Milja Kiviranta

Personal information
- Date of birth: 15 May 2006 (age 19)
- Position: Midfielder

Team information
- Current team: HJK
- Number: 27

Youth career
- –2019: Kotkan Jäntevä
- 2019–2023: HJK

Senior career*
- Years: Team / Apps / (Gls)
- 2023–: HJK / 61 / (21)

International career^{‡}
- 2022–2023: Finland U17 / 20 / (5)
- 2024: Finland U18 / 2 / (1)
- 2023–2025: Finland U19 / 19 / (3)
- 2025–: Finland U23 / 1 / (0)
- 2025–: Finland / 5 / (0)

= Milja Kiviranta =

Finnish footballer, born 2006

Milja Kiviranta (/fi/; born 15 May 2006) is a Finnish footballer who plays as a midfielder for Kansallinen Liiga club HJK Helsinki and the Finland national team.

==Early life==
Kiviranta was born on 15 May 2006. She grew up in Kotka and played youth football for Kotkan Jäntevä, before joining HJK Helsinki's academy in 2019.

==Club career==

===HJK Helsinki===
Kiviranta joined Kansallinen Liiga club HJK Helsinki in the 2023 season. During the season, she scored six goals in 20 league appearances.

In the 2024 season, Kiviranta was awarded Player of the Month for June. She was part of HJK's team that completed the domestic double, securing both the Kansallinen Liiga title and the Finnish Women's Cup title. During the season, she scored nine goals in 21 league matches.

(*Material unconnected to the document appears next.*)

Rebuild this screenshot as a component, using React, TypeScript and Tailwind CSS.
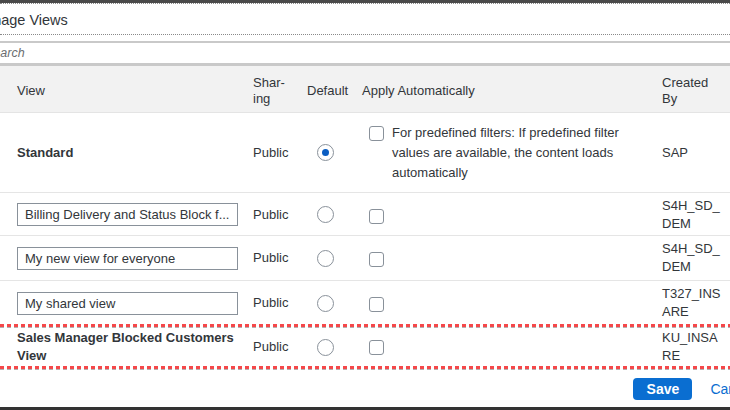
import React from 'react';

type ViewRow = {
  name: string;
  editable: boolean;
  isDefault: boolean;
  createdBy: string;
  height: string;
  note?: string;
};

const rows: ViewRow[] = [
  {
    name: 'Standard',
    editable: false,
    isDefault: true,
    createdBy: 'SAP',
    height: 'h-[80px] border-b border-[#e5e5e5]',
    note: 'For predefined filters: If predefined filter values are available, the content loads automatically',
  },
  { name: 'Billing Delivery and Status Block f...', editable: true, isDefault: false, createdBy: 'S4H_SD_DEM', height: 'h-[43px] border-b border-[#e5e5e5] pt-[1px]' },
  { name: 'My new view for everyone', editable: true, isDefault: false, createdBy: 'S4H_SD_DEM', height: 'h-[45px] border-b border-[#e5e5e5]' },
  { name: 'My shared view', editable: true, isDefault: false, createdBy: 'T327_INSARE', height: 'h-[43px] pt-[1px]' },
];

const cols = 'grid grid-cols-[253px_54px_55px_300px_62px]';

function Radio({ checked }: { checked: boolean }) {
  return (
    <div className="ml-[10px] flex h-[17px] w-[17px] items-center justify-center rounded-full border border-[#89919a] bg-white">
      {checked && <div className="h-[7px] w-[7px] rounded-full bg-[#0a5dc2]" />}
    </div>
  );
}

function Checkbox() {
  return <div className="h-[15px] w-[15px] shrink-0 rounded-[3px] border border-[#89919a] bg-white" />;
}

function RedMark() {
  return (
    <div className="h-[3px] w-full shrink-0 bg-[repeating-linear-gradient(90deg,#f5484a_0_4px,transparent_4px_7px)] drop-shadow-[0_1px_0_rgba(0,0,0,0.3)]" />
  );
}

function Row({ row }: { row: ViewRow }) {
  return (
    <div className={`${cols} ${row.height} shrink-0 items-center`}>
      <div className="pl-[17px]">
        {row.editable ? (
          <input
            readOnly
            defaultValue={row.name}
            className="block h-[23px] w-[221px] border border-[#89919a] bg-white px-[7px] text-[13px] text-[#32363a] outline-none"
          />
        ) : (
          <span className="font-bold">{row.name}</span>
        )}
      </div>
      <div>Public</div>
      <div>
        <Radio checked={row.isDefault} />
      </div>
      <div className="flex items-start gap-[8px] pl-[7px]">
        <div className="pt-[3px]">
          <Checkbox />
        </div>
        {row.note && <p className="w-[250px] leading-[20px]">{row.note}</p>}
      </div>
      <div className="break-all leading-[18px]">{row.createdBy}</div>
    </div>
  );
}

export default function App() {
  return (
    <div className="flex h-[410px] w-[730px] flex-col overflow-hidden bg-white font-['Liberation_Sans',Arial,sans-serif] text-[13px] text-[#32363a]">
      <div className="h-[3px] shrink-0 bg-[#4a4a4a]" />
      <div className="flex h-[32px] shrink-0 items-center border-y border-dotted border-[#8a8a8a] pt-[3px]">
        <span className="-ml-[27px] whitespace-nowrap text-[14.5px]">Manage Views</span>
      </div>
      <div className="h-[6px] shrink-0" />
      <div className="flex h-[25px] shrink-0 items-center border-t-2 border-b-[3px] border-[#c9c9c9]">
        <span className="-ml-[15px] text-[12.5px] italic text-[#6a6d70]">Search</span>
      </div>

      <div className={`${cols} h-[47px] shrink-0 items-center border-b border-[#e4e4e4] bg-[#f2f2f2] pt-[3px] leading-[16px]`}>
        <div className="pl-[17px]">View</div>
        <div className="w-[40px]">Shar&shy;ing</div>
        <div>Default</div>
        <div>Apply Automatically</div>
        <div>Created By</div>
      </div>

      {rows.map((r) => (
        <Row key={r.name} row={r} />
      ))}

      <RedMark />
      <div className={`${cols} h-[39px] shrink-0 items-center pt-[1px]`}>
        <div className="pl-[17px] pr-[10px] font-bold leading-[18px]">Sales Manager Blocked Customers View</div>
        <div>Public</div>
        <div>
          <Radio checked={false} />
        </div>
        <div className="pl-[7px]">
          <Checkbox />
        </div>
        <div className="break-all leading-[18px]">KU_INSARE</div>
      </div>
      <RedMark />

      <div className="flex flex-1 items-center justify-end pt-[2px]">
        <div className="-mr-[32px] flex items-center gap-[10px]">
          <button className="h-[22px] w-[59px] rounded-[4px] bg-[#0a6ed1] text-[14px] font-bold text-white">Save</button>
          <button className="h-[22px] px-[8px] text-[14px] text-[#0a6ed1]">Cancel</button>
        </div>
      </div>
      <div className="h-[3px] shrink-0 bg-[#333333]" />
    </div>
  );
}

In the 2025 season, Kiviranta won the domestic treble (winning the double but adding the Kansallinen Cup). She scored the opening goal in the Finnish Cup final, which HJK won 3–1 over Åland United. During the season, she scored six goals in 20 league matches.

==International career==
Kiviranta has represented Finland at under-17, under-18, under-19, under-23 and senior levels.

Kiviranta was part of Finland's 20-player squad for the 2022 UEFA Women's Under-17 Championship in Bosnia and Herzegovina from 3 to 15 May.

Kiviranta made her début for the Finland senior national team on 25 October 2025, coming on as a substitute for Ria Öling in the 62nd minute of a 6–1 home loss to Denmark in the first leg of a promotion/relegation playoff at Tammelan Stadion in Tampere.